Dès l’instant que notre société met en évidence le succès financier, social, le culte de la vedette, la recherche de la première place, de la célébrité, de la publicité, comment voulez-vous que des jeunes hommes imaginent qu’ils pourront être heureux en y renonçant ? Si tout ce qui les entoure contribue à leur faire croire que la réussite de leur vie passe par la soumission à l’argent, au succès social, à la domination des autres ? Comment voulez-vous qu’ils reconnaissent un appel à être heureux dans le renoncement à la puissance ?

S’il y a si peu d’hommes qui répondent à l’appel du Christ, ce n’est pas par manque de générosité. Notre prière ne vise pas à corriger le manque de générosité des jeunes ! C’est une prière pour éclairer l’aveuglement de notre société, de notre fonctionnement, des priorités que nous leur mettons devant les yeux, des combats que nous voulons leur faire livrer pour être au somment de la pyramide. Le Christ n’a pas choisi ses apôtres au somment de la pyramide, il les a choisis en bas, pauvres pécheurs, humbles personnes, sans notoriété, parce que ce qu’il voulait montrer, c’était la puissance de Dieu à l’œuvre dans la faiblesse humaine.

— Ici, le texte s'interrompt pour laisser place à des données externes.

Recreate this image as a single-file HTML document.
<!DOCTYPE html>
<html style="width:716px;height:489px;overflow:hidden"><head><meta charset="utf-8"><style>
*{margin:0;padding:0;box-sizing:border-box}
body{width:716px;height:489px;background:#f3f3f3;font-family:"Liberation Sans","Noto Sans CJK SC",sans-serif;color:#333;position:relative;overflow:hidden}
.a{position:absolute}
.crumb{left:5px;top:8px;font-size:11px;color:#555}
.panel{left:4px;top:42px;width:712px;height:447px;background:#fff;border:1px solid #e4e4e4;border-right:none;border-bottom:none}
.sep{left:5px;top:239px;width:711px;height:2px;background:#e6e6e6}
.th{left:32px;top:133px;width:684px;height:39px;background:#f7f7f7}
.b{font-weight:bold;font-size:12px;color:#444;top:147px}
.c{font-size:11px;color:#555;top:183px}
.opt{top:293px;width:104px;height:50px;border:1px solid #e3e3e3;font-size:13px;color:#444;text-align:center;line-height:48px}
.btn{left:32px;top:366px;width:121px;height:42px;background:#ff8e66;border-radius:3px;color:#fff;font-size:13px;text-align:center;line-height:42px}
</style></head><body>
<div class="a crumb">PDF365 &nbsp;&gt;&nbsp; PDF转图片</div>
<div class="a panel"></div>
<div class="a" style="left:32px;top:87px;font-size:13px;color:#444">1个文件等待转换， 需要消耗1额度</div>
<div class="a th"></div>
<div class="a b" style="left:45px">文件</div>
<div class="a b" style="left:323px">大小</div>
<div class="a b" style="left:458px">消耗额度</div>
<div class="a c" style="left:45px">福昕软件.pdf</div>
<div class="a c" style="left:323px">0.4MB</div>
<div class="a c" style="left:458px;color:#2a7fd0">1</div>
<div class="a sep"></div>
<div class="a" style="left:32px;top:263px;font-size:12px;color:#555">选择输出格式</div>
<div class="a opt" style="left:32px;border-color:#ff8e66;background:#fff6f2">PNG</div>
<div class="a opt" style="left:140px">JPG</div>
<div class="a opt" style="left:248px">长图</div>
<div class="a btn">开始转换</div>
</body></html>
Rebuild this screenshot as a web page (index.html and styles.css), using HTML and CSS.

Nous pouvons donc prier d’un cœur libre et généreux pour demander à Dieu qu’il nous convertisse, qu’il nous apprenne à découvrir et à témoigner de nouvelles priorités, à montrer aux jeunes que notre amour et notre estime pour eux ne sont pas commandés par la puissance sociale, mais par la qualité du cœur. Qu’à travers notre vie, ils découvrent qu’il y a plus dans le monde que la nourriture, le vêtement ou l’argent, qu’il y a l’amour, que cet amour, s’il transforme notre vie, s’il nourrit notre relation avec les jeunes, peut les aider à ouvrir leur cœur à la gratuité du service de Dieu.

Que le Seigneur renouvelle en nous la confiance que nous avons dans le Christ, la confiance que nous avons dans le Père, la confiance que nous avons dans l’Esprit qui habite les cœurs. « Ne vous faites pas de souci pour demain, demain aura souci de lui-même, à chaque jour suffit sa peine. » Amen.

+André cardinal Vingt-Trois, archevêque émérite de Paris.